begin Dataset section

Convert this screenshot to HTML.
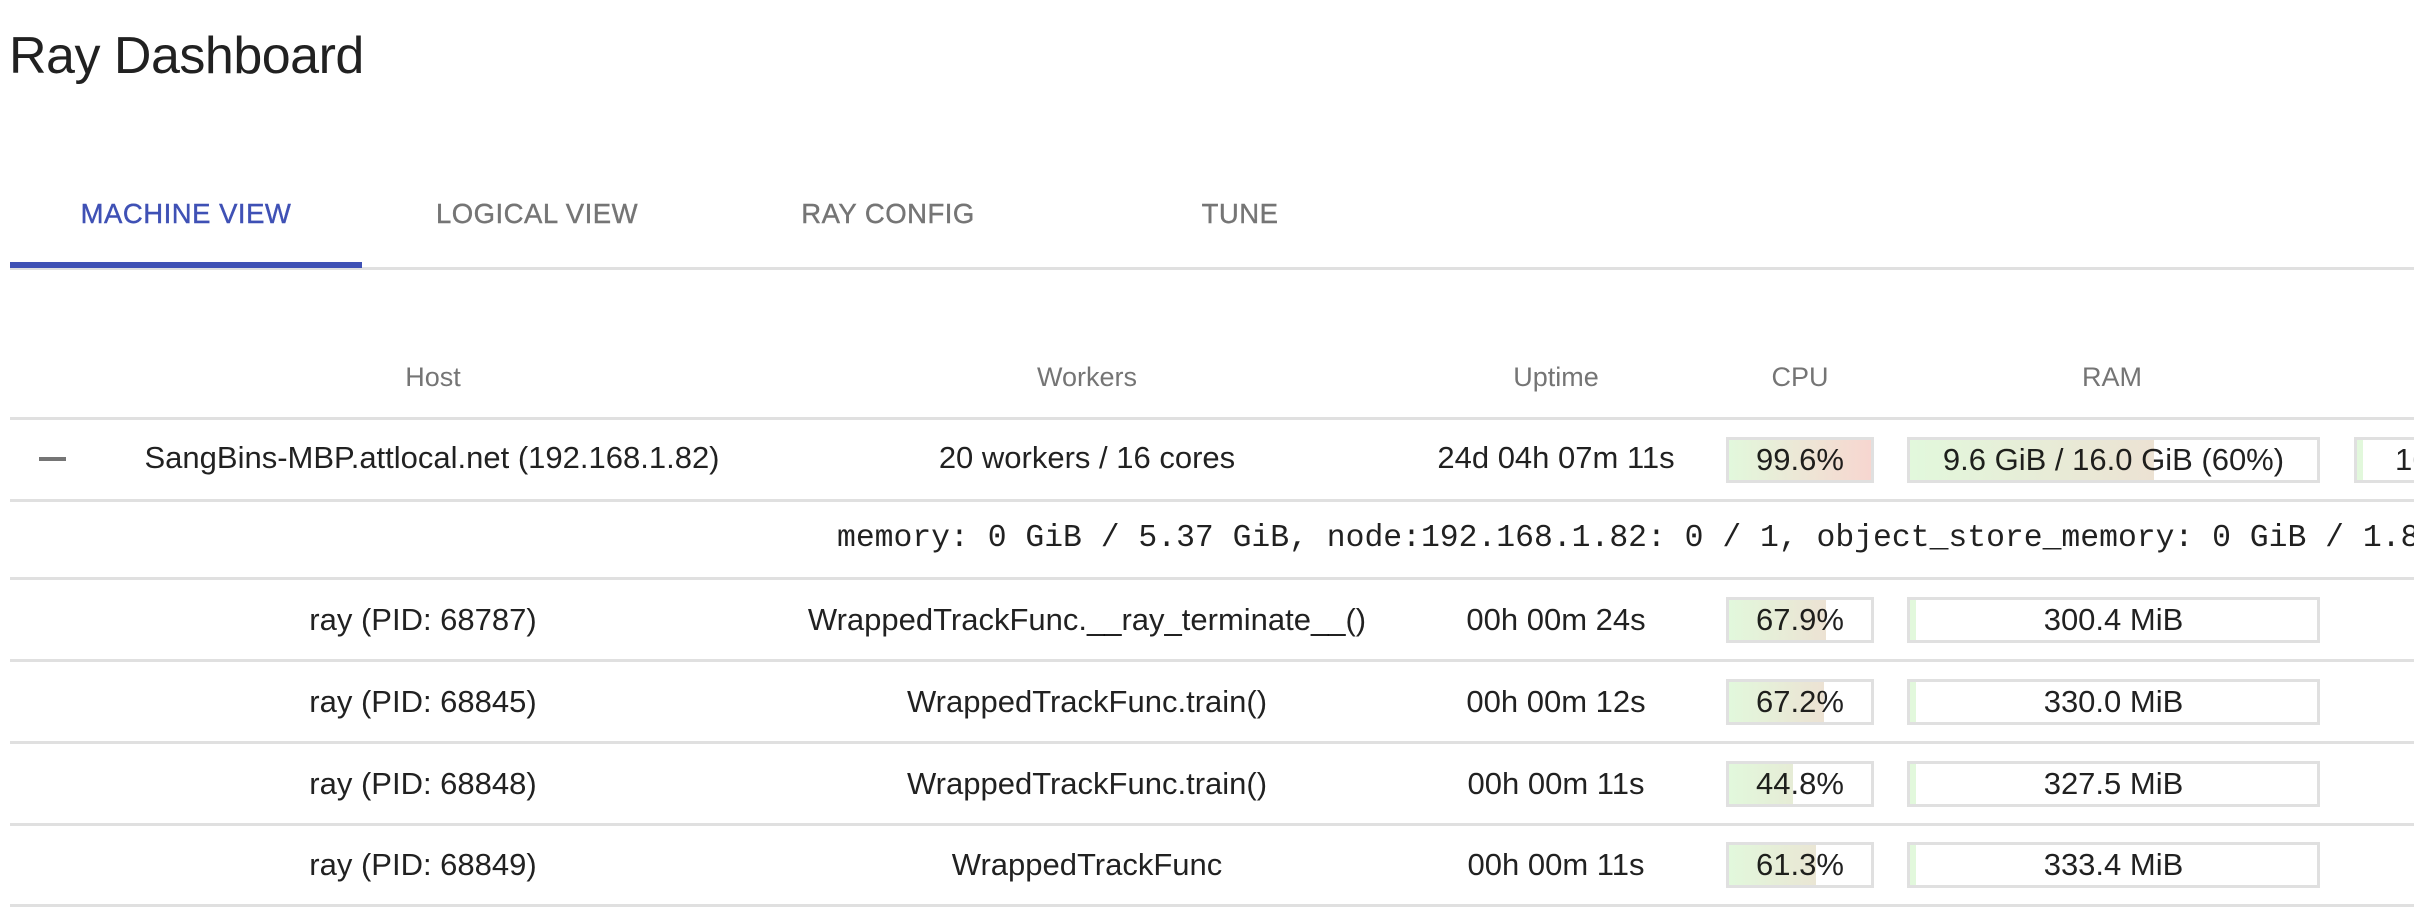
<!DOCTYPE html>
<html><head><meta charset="utf-8"><style>
*{margin:0;padding:0;box-sizing:border-box}
body{width:2414px;height:918px;overflow:hidden;background:#fff;font-family:"Liberation Sans",sans-serif;color:rgba(0,0,0,.87);position:relative}
.a{position:absolute;white-space:nowrap}
.c{transform:translateX(-50%)}
.title{left:9px;top:26px;font-size:52px;letter-spacing:-0.5px}
.tab{top:198px;font-size:27.5px;font-weight:500;color:#757575;letter-spacing:0.5px;-webkit-text-stroke:0.4px #757575}
.hd{top:362px;font-size:27px;color:#757575}
.ln{position:absolute;left:10px;right:0;height:3px;background:#e0e0e0}
.t{font-size:31px}
.box{position:absolute;border:3px solid #e0e0e0;height:46px;font-size:31px;text-align:center;line-height:40px;overflow:hidden}
.fill{position:absolute;left:0;top:0;bottom:0}
.box span{position:relative}
</style></head><body>
<div class="a title">Ray Dashboard</div>
<div class="a tab c" style="left:186px;color:#3f51b5;-webkit-text-stroke:0.4px #3f51b5">MACHINE VIEW</div>
<div class="a tab c" style="left:537px">LOGICAL VIEW</div>
<div class="a tab c" style="left:888px">RAY CONFIG</div>
<div class="a tab c" style="left:1240px">TUNE</div>
<div class="a" style="left:10px;top:267px;right:0;height:3px;background:#e0e0e0"></div>
<div class="a" style="left:10px;top:262px;width:352px;height:6px;background:#3f51b5"></div>

<div class="a hd c" style="left:433px">Host</div>
<div class="a hd c" style="left:1087px">Workers</div>
<div class="a hd c" style="left:1556px">Uptime</div>
<div class="a hd c" style="left:1800px">CPU</div>
<div class="a hd c" style="left:2112px">RAM</div>

<div class="ln" style="top:417px"></div>
<div class="ln" style="top:499px"></div>
<div class="ln" style="top:577px"></div>
<div class="ln" style="top:659px"></div>
<div class="ln" style="top:741px"></div>
<div class="ln" style="top:823px"></div>
<div class="ln" style="top:904px"></div>

<div class="a" style="left:39px;top:457px;width:27px;height:4px;background:#757575"></div>
<div class="a t c" style="left:432px;top:440px">SangBins-MBP.attlocal.net (192.168.1.82)</div>
<div class="a t c" style="left:1087px;top:440px">20 workers / 16 cores</div>
<div class="a t c" style="left:1556px;top:440px">24d 04h 07m 11s</div>
<div class="box" style="left:1726px;top:437px;width:148px"><div class="fill" style="width:100%;background:linear-gradient(90deg,#e2f8dc,#f7d6d0)"></div><span>99.6%</span></div>
<div class="box" style="left:1907px;top:437px;width:413px"><div class="fill" style="width:60%;background:linear-gradient(90deg,#e2f8dc,#ece2d3)"></div><span>9.6 GiB / 16.0 GiB (60%)</span></div>
<div class="box" style="left:2354px;top:437px;width:120px;text-align:left"><div class="fill" style="width:6px;background:#e2f8dc"></div><span style="left:38px">16.0 GiB</span></div>

<div class="a" style="top:521px;font-family:'Liberation Mono',monospace;font-size:31.4px;left:837px">memory: 0 GiB / 5.37 GiB, node:192.168.1.82: 0 / 1, object_store_memory: 0 GiB / 1.86 GiB</div>

<div class="a t c" style="left:423px;top:602px">ray (PID: 68787)</div>
<div class="a t c" style="left:1087px;top:602px">WrappedTrackFunc.__ray_terminate__()</div>
<div class="a t c" style="left:1556px;top:602px">00h 00m 24s</div>
<div class="box" style="left:1726px;top:597px;width:148px"><div class="fill" style="width:68%;background:linear-gradient(90deg,#e2f8dc,#ece2d3)"></div><span>67.9%</span></div>
<div class="box" style="left:1907px;top:597px;width:413px"><div class="fill" style="width:6px;background:#e2f8dc"></div><span>300.4 MiB</span></div>

<div class="a t c" style="left:423px;top:684px">ray (PID: 68845)</div>
<div class="a t c" style="left:1087px;top:684px">WrappedTrackFunc.train()</div>
<div class="a t c" style="left:1556px;top:684px">00h 00m 12s</div>
<div class="box" style="left:1726px;top:679px;width:148px"><div class="fill" style="width:67%;background:linear-gradient(90deg,#e2f8dc,#ece2d3)"></div><span>67.2%</span></div>
<div class="box" style="left:1907px;top:679px;width:413px"><div class="fill" style="width:6px;background:#e2f8dc"></div><span>330.0 MiB</span></div>

<div class="a t c" style="left:423px;top:766px">ray (PID: 68848)</div>
<div class="a t c" style="left:1087px;top:766px">WrappedTrackFunc.train()</div>
<div class="a t c" style="left:1556px;top:766px">00h 00m 11s</div>
<div class="box" style="left:1726px;top:761px;width:148px"><div class="fill" style="width:45%;background:linear-gradient(90deg,#e2f8dc,#e6ecd6)"></div><span>44.8%</span></div>
<div class="box" style="left:1907px;top:761px;width:413px"><div class="fill" style="width:6px;background:#e2f8dc"></div><span>327.5 MiB</span></div>

<div class="a t c" style="left:423px;top:847px">ray (PID: 68849)</div>
<div class="a t c" style="left:1087px;top:847px">WrappedTrackFunc</div>
<div class="a t c" style="left:1556px;top:847px">00h 00m 11s</div>
<div class="box" style="left:1726px;top:842px;width:148px"><div class="fill" style="width:61%;background:linear-gradient(90deg,#e2f8dc,#eae6d4)"></div><span>61.3%</span></div>
<div class="box" style="left:1907px;top:842px;width:413px"><div class="fill" style="width:6px;background:#e2f8dc"></div><span>333.4 MiB</span></div>
</body></html>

end Dataset section

## Exercise brief
Copy out each line word for word, please, skipping the images.

## Answer to the task
Convert this screenshot to HTML.
<!DOCTYPE html>
<html><head><meta charset="utf-8"><style>
*{margin:0;padding:0;box-sizing:border-box}
body{width:2414px;height:918px;overflow:hidden;background:#fff;font-family:"Liberation Sans",sans-serif;color:rgba(0,0,0,.87);position:relative}
.a{position:absolute;white-space:nowrap}
.c{transform:translateX(-50%)}
.title{left:9px;top:26px;font-size:52px;letter-spacing:-0.5px}
.tab{top:198px;font-size:27.5px;font-weight:500;color:#757575;letter-spacing:0.5px;-webkit-text-stroke:0.4px #757575}
.hd{top:362px;font-size:27px;color:#757575}
.ln{position:absolute;left:10px;right:0;height:3px;background:#e0e0e0}
.t{font-size:31px}
.box{position:absolute;border:3px solid #e0e0e0;height:46px;font-size:31px;text-align:center;line-height:40px;overflow:hidden}
.fill{position:absolute;left:0;top:0;bottom:0}
.box span{position:relative}
</style></head><body>
<div class="a title">Ray Dashboard</div>
<div class="a tab c" style="left:186px;color:#3f51b5;-webkit-text-stroke:0.4px #3f51b5">MACHINE VIEW</div>
<div class="a tab c" style="left:537px">LOGICAL VIEW</div>
<div class="a tab c" style="left:888px">RAY CONFIG</div>
<div class="a tab c" style="left:1240px">TUNE</div>
<div class="a" style="left:10px;top:267px;right:0;height:3px;background:#e0e0e0"></div>
<div class="a" style="left:10px;top:262px;width:352px;height:6px;background:#3f51b5"></div>

<div class="a hd c" style="left:433px">Host</div>
<div class="a hd c" style="left:1087px">Workers</div>
<div class="a hd c" style="left:1556px">Uptime</div>
<div class="a hd c" style="left:1800px">CPU</div>
<div class="a hd c" style="left:2112px">RAM</div>

<div class="ln" style="top:417px"></div>
<div class="ln" style="top:499px"></div>
<div class="ln" style="top:577px"></div>
<div class="ln" style="top:659px"></div>
<div class="ln" style="top:741px"></div>
<div class="ln" style="top:823px"></div>
<div class="ln" style="top:904px"></div>

<div class="a" style="left:39px;top:457px;width:27px;height:4px;background:#757575"></div>
<div class="a t c" style="left:432px;top:440px">SangBins-MBP.attlocal.net (192.168.1.82)</div>
<div class="a t c" style="left:1087px;top:440px">20 workers / 16 cores</div>
<div class="a t c" style="left:1556px;top:440px">24d 04h 07m 11s</div>
<div class="box" style="left:1726px;top:437px;width:148px"><div class="fill" style="width:100%;background:linear-gradient(90deg,#e2f8dc,#f7d6d0)"></div><span>99.6%</span></div>
<div class="box" style="left:1907px;top:437px;width:413px"><div class="fill" style="width:60%;background:linear-gradient(90deg,#e2f8dc,#ece2d3)"></div><span>9.6 GiB / 16.0 GiB (60%)</span></div>
<div class="box" style="left:2354px;top:437px;width:120px;text-align:left"><div class="fill" style="width:6px;background:#e2f8dc"></div><span style="left:38px">16.0 GiB</span></div>

<div class="a" style="top:521px;font-family:'Liberation Mono',monospace;font-size:31.4px;left:837px">memory: 0 GiB / 5.37 GiB, node:192.168.1.82: 0 / 1, object_store_memory: 0 GiB / 1.86 GiB</div>

<div class="a t c" style="left:423px;top:602px">ray (PID: 68787)</div>
<div class="a t c" style="left:1087px;top:602px">WrappedTrackFunc.__ray_terminate__()</div>
<div class="a t c" style="left:1556px;top:602px">00h 00m 24s</div>
<div class="box" style="left:1726px;top:597px;width:148px"><div class="fill" style="width:68%;background:linear-gradient(90deg,#e2f8dc,#ece2d3)"></div><span>67.9%</span></div>
<div class="box" style="left:1907px;top:597px;width:413px"><div class="fill" style="width:6px;background:#e2f8dc"></div><span>300.4 MiB</span></div>

<div class="a t c" style="left:423px;top:684px">ray (PID: 68845)</div>
<div class="a t c" style="left:1087px;top:684px">WrappedTrackFunc.train()</div>
<div class="a t c" style="left:1556px;top:684px">00h 00m 12s</div>
<div class="box" style="left:1726px;top:679px;width:148px"><div class="fill" style="width:67%;background:linear-gradient(90deg,#e2f8dc,#ece2d3)"></div><span>67.2%</span></div>
<div class="box" style="left:1907px;top:679px;width:413px"><div class="fill" style="width:6px;background:#e2f8dc"></div><span>330.0 MiB</span></div>

<div class="a t c" style="left:423px;top:766px">ray (PID: 68848)</div>
<div class="a t c" style="left:1087px;top:766px">WrappedTrackFunc.train()</div>
<div class="a t c" style="left:1556px;top:766px">00h 00m 11s</div>
<div class="box" style="left:1726px;top:761px;width:148px"><div class="fill" style="width:45%;background:linear-gradient(90deg,#e2f8dc,#e6ecd6)"></div><span>44.8%</span></div>
<div class="box" style="left:1907px;top:761px;width:413px"><div class="fill" style="width:6px;background:#e2f8dc"></div><span>327.5 MiB</span></div>

<div class="a t c" style="left:423px;top:847px">ray (PID: 68849)</div>
<div class="a t c" style="left:1087px;top:847px">WrappedTrackFunc</div>
<div class="a t c" style="left:1556px;top:847px">00h 00m 11s</div>
<div class="box" style="left:1726px;top:842px;width:148px"><div class="fill" style="width:61%;background:linear-gradient(90deg,#e2f8dc,#eae6d4)"></div><span>61.3%</span></div>
<div class="box" style="left:1907px;top:842px;width:413px"><div class="fill" style="width:6px;background:#e2f8dc"></div><span>333.4 MiB</span></div>
</body></html>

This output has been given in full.